Ivy-covered walls, Ph.D. economists, and growing demand for education seem to have, so far, offered colleges and universities at least a little protection from the recession and market meltdowns, according to several new analyses of colleges' financial health.
University endowments, those big pools of "rainy day funds" that were designed to be so well diversified that they'd protect colleges during bad years, have fallen only about 25 percent in the past 18 months or so. While that has been painful for the colleges, it could have been worse. The U.S. stock market fell by more than 40 percent in the same period.
In all, the average college endowment lost 2.7 percent in the fiscal year that ended June 30, 2008, according to Commonfund, an organization that manages many colleges' endowments. A follow-up survey found endowments lost another 22.5 percent in the five months that ended Dec. 1, 2008.
Most colleges have such small endowments—half have $88 million or less, according to the most recent endowment analysis by the National Association of College and University Business Officers—that changes in their values don't make a big difference. But the market meltdown is having an impact on wealthy schools like Harvard, which typically take 4 to 5 percent of from their endowments to pay for scholarships, buildings, and other projects. While most colleges are refraining from cutting aid, several have laid off instructors, frozen construction, and cut employees' pay.
And there are worries that this is only the beginning of a wider recessionary impact on campuses. State governments are starting to enact higher education budget cuts that could mean reduced aid, fewer services, and even fewer classroom seats for students next fall.
The alternative investments that were supposed to protect wealthier university endowments, such as real estate and commodities, have fallen in recent weeks as the U.S. stock market stabilized. Yale, which saw its widely diversified portfolio increase by 1.5 percent in the fiscal year ended June 30, 2008, last month warned that its endowment had already fallen 25 percent since then.
A few schools, including Tufts, New York University, and Yeshiva University, have recently reported losses due to the Madoff fraud.

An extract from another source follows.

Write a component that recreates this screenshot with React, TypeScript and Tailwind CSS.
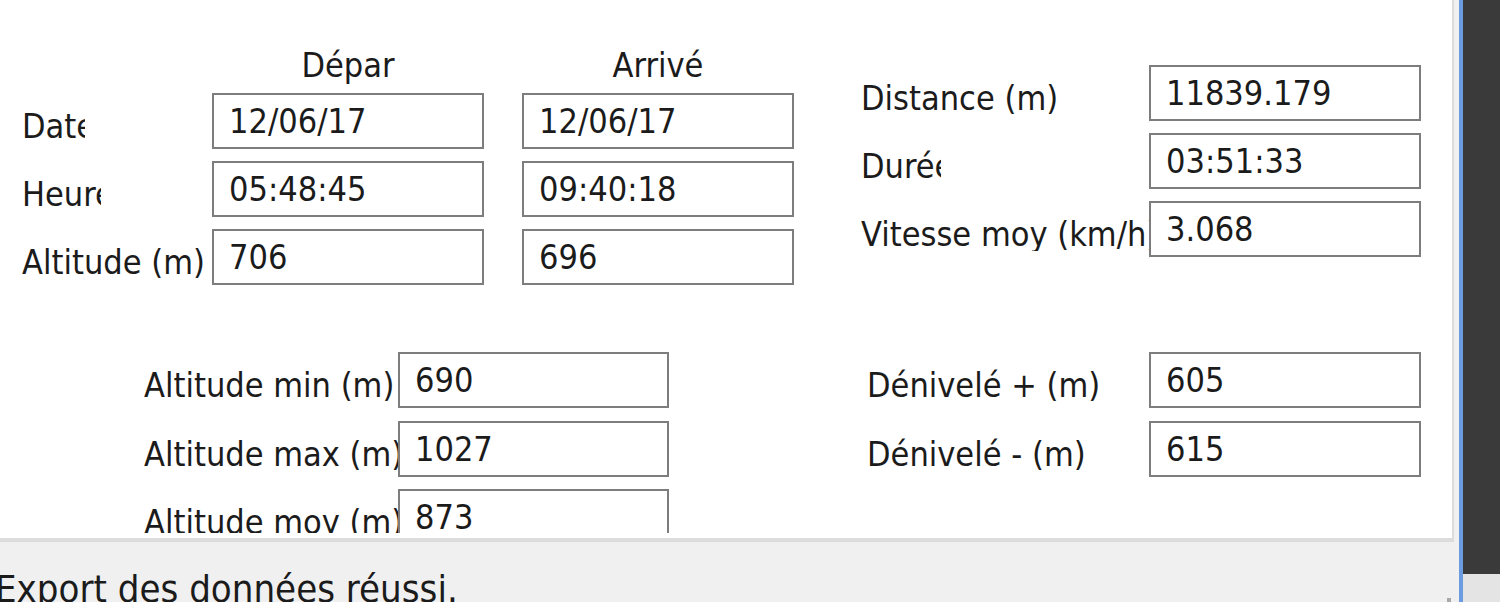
import * as React from 'react';

const FONT = 'font-["DejaVu_Sans_Condensed","DejaVu_Sans",sans-serif] [font-stretch:condensed]';

// Text box as drawn by the WinForms TextBox
function Box({ value, w = 'w-[272px]' }: { value: string; w?: string }) {
  return (
    <div className={`${w} h-[56px] shrink-0 flex items-center border-[2.5px] border-[#7d7d7d] bg-white pl-[15px] text-[#1b1b1b]`}>
      <span className="leading-none whitespace-nowrap">{value}</span>
    </div>
  );
}

function Label({ text, w }: { text: string; w: string }) {
  return (
    <div className={`${w} shrink-0 overflow-hidden whitespace-nowrap pt-[10px] leading-none text-[#1b1b1b]`}>
      {text}
    </div>
  );
}

export default function App() {
  return (
    <div className={`${FONT} text-[34px] w-[1500px] h-[602px] overflow-hidden flex bg-[#f0f0f0]`}>
      {/* Window body */}
      <div className="w-[1459px] shrink-0 flex flex-col">
        <div className="w-[1454px] h-[542px] shrink-0 border-r-2 border-b-4 border-[#dcdcdc]">
          <div className="w-[1452px] h-[538px] bg-white pb-[4px]">
            <div className="h-[533px] overflow-hidden">
              {/* Top section */}
              <div className="flex items-start">
                {/* Départ / Arrivée grid */}
                <div className="pl-[22px] pt-[48px]">
                  <div className="flex h-[34px] mb-[11px] leading-none text-[#1b1b1b]">
                    <div className="w-[190px]" />
                    <div className="w-[272px] flex justify-center">Dépar</div>
                    <div className="w-[38px]" />
                    <div className="w-[272px] flex justify-center">Arrivé</div>
                  </div>
                  <div className="flex flex-col gap-[12px]">
                    <div className="flex items-center">
                      <Label text="Date" w="w-[63px] mr-[127px]" />
                      <Box value="12/06/17" />
                      <div className="w-[38px]" />
                      <Box value="12/06/17" />
                    </div>
                    <div className="flex items-center">
                      <Label text="Heure" w="w-[79px] mr-[111px]" />
                      <Box value="05:48:45" />
                      <div className="w-[38px]" />
                      <Box value="09:40:18" />
                    </div>
                    <div className="flex items-center">
                      <Label text="Altitude (m)" w="w-[190px]" />
                      <Box value="706" />
                      <div className="w-[38px]" />
                      <Box value="696" />
                    </div>
                  </div>
                </div>

                {/* Distance / durée / vitesse */}
                <div className="ml-[67px] pt-[65px] flex flex-col gap-[12px]">
                  <div className="flex items-center">
                    <Label text="Distance (m)" w="w-[288px]" />
                    <Box value="11839.179" />
                  </div>
                  <div className="flex items-center">
                    <Label text="Durée" w="w-[80px] mr-[208px]" />
                    <Box value="03:51:33" />
                  </div>
                  <div className="flex items-center">
                    <Label text="Vitesse moy (km/h)" w="w-[288px]" />
                    <Box value="3.068" />
                  </div>
                </div>
              </div>

              {/* Bottom section */}
              <div className="flex items-start mt-[67px]">
                <div className="pl-[144px] flex flex-col">
                  <div className="flex items-center">
                    <Label text="Altitude min (m)" w="w-[254px]" />
                    <Box value="690" w="w-[271px]" />
                  </div>
                  <div className="flex items-center mt-[13px]">
                    <Label text="Altitude max (m)" w="w-[254px]" />
                    <Box value="1027" w="w-[271px]" />
                  </div>
                  <div className="flex items-center mt-[12px]">
                    <Label text="Altitude moy (m)" w="w-[254px]" />
                    <Box value="873" w="w-[271px]" />
                  </div>
                </div>
                <div className="ml-[198px] flex flex-col">
                  <div className="flex items-center">
                    <Label text="Dénivelé + (m)" w="w-[282px]" />
                    <Box value="605" />
                  </div>
                  <div className="flex items-center mt-[13px]">
                    <Label text="Dénivelé - (m)" w="w-[282px]" />
                    <Box value="615" />
                  </div>
                </div>
              </div>
            </div>
          </div>
        </div>

        {/* Status bar */}
        <div className="relative flex-1 bg-[#f0f0f0]">
          <div className="ml-[-5px] mt-[28px] text-[38px] leading-none whitespace-nowrap text-[#1b1b1b]">
            Export des données réussi.
          </div>
          <div className="absolute right-[8px] bottom-[0px] grid grid-cols-2 gap-[2px]">
            <div />
            <div className="w-[4px] h-[4px] bg-[#a8a8a8]" />
            <div className="w-[4px] h-[4px] bg-[#a8a8a8]" />
            <div className="w-[4px] h-[4px] bg-[#a8a8a8]" />
          </div>
        </div>
      </div>

      {/* Window edge */}
      <div className="w-[4px] shrink-0 bg-[#6b9be0]" />

      {/* Desktop behind */}
      <div className="flex-1 flex flex-col">
        <div className="h-[574px] bg-[#3a3a3a]" />
        <div className="flex-1 bg-[#e4e4e4]" />
      </div>
    </div>
  );
}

Adding all this up, 2009 will be a rough year for colleges, predicts Moody's, a credit rating agency. While higher education "has been more insulated from economic impact in prior recessions," this cycle might be different, Moody's warned recently. Moody's expects donations, financial aid, and other grants to fall as state governments and philanthropists reel from the downturn. And it warns that the credit crunch is driving college borrowing costs up. Meanwhile, students and parents may finally rebel against annual tuition increases that used to make up for declines in other revenues. Princeton University, for example, recently announced it would raise its costs just 2.9 percent in 2009, its lowest increase in more than 40 years. (Of course, that's still a big dollar increase. For those who don't receive any aid next semester, the total sticker cost of attendance—tuition, fees, room, board, books, travel, and laundry—will exceed $50,000.)
"There are a lot of reasons to think this could be a turning point," says Roger Goodman, editor of the Moody's report. Expensive colleges, especially, are holding their collective breath to see whether students start voting with their feet and choose cheaper schools this fall, he says. But while 2009 will probably be rough for schools that have overborrowed or scared students off with high prices, the long-term outlook for higher education in general is good, Moody's believes.
Colleges are likely to be among the beneficiaries of proposed government stimulus spending. And in previous recessions, college enrollment has risen, since college graduates get bigger paychecks and more opportunities.
Many college officials remain cautiously hopeful that universities' previous protections against economic cycles will buffer them from the worst of this storm. At Dordt College in Sioux Center, Iowa, President Carl E. Zylstra says donations are flat, the endowment has suffered, "and we don't have as much freedom to raise tuition prices." But applications and deposits for the fall are rising, he says. "Demand for college will remain strong ....We are not panicking," he says.